"Only the Eternal Matters"

Copyright (c) 2008 by Kenny Felder

Augie used to start meetings with this little stumper. "Tonight, you're invited to the best party you've ever been to. You're going to have the most fun you've ever had in your life. But—starting tomorrow morning when you wake up—you will have no memory of the party at all for the rest of your life. Do you want to go?"

It's a good question: different people give different answers, and everyone has to think. But I was firmly in the "no" camp. If the whole experience is erased the next day, it has no point at all. That's the answer Augie was looking for, as it turns out, because then he would point out the inevitability of death. If death brings oblivion, than how can anything you do matter at all?
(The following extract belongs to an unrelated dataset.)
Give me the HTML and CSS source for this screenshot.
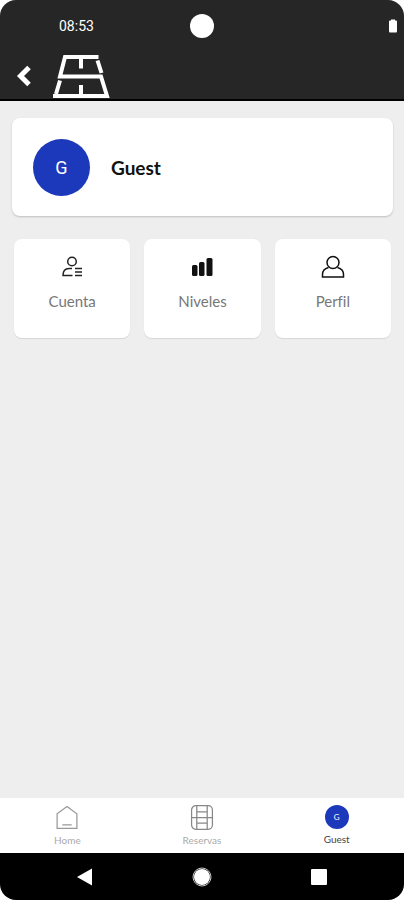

One of my own high school students, Dylan Nickels, made the same point independently:

If all our lives are specks of dust on a cosmic coffee table, then death is that apocalyptic dust rag, wiping away any trace of our existence. And we'll be replaced by some other transient detritus, only to be wiped clear once more. The new dust knows or cares nothing for the old, and then is gone. Death negates meaning. If nothing is forever, nothing matters. I guess you could say I believe only the eternal matters.
Most thinking people hit that thought sooner or later. Then they dismiss it and move on, or they work their way around it somehow, or they look to spirituality as a way of finding something eternal.

But here's my point in writing this essay: Dylan is wrong. "Only the eternal matters" doesn't hold water.

A story that illustrates why "only the eternal matters"

I'm in my living room, surrounded by friends, watching the championship of the NCAA basketball tournament. With three minutes to go, Carolina is down by two points. Boo! Carolina makes a three-pointer, and goes up by one. Hooray! The other team fouls, Carolina makes two free throws, then steals the ball and hits another three-pointer. Wow! As the game breaks for a commercial, we take stock of every detail. 2:15 left to go. Carolina is up by six points. They're in the bonus. The possession arrow is pointing to Carolina. The other team has the ball. Every statistic and every play is soaked with meaning.

But you know what? We're actually watching a videotape of yesterday's game. A rude neighbor now walks in and says "Carolina lost that game by three points. The other team is the champion."

The three-pointer...the foul trouble...who cares about any of that now? The facts of the game are still the same, but all the meaning is drained out of them. The other team's clutch play still matters, but only because it helped them win. And the great plays Carolina made? They don't matter at all; life would be just the same if they had never happened.

If you're not a basketball fan, you can substitute anything with a definite ending: interviewing for a job, wooing a girl, struggling through a college class. For any of these, look back on the process after you pass the goal, and I think you will quickly arrive at:

The moral
Question: Of all the things that happened yesterday, which ones still matter now?

Answer: Only the parts that helped shape the world of today. The rest have vanished without a trace, no matter how significant they seemed at the time.

So, by extension, what actually matters today? Only the things that will have a lasting impact on the world of tomorrow, and tomorrow after that. Take this thought to its logical extreme and you arrive at Dylan's dictum: only the eternal matters.

A story that illustrates why that's wrong

You have just saved the life of a small child. Does it matter?

Oops! The next day he gets hit by a bus. It turns out it didn't matter after all.

No, he doesn't. He lives on until the ripe old age of 92. But then he dies, and in a few hundred years, nobody remembers him or anything he did. It turns out it didn't matter after all.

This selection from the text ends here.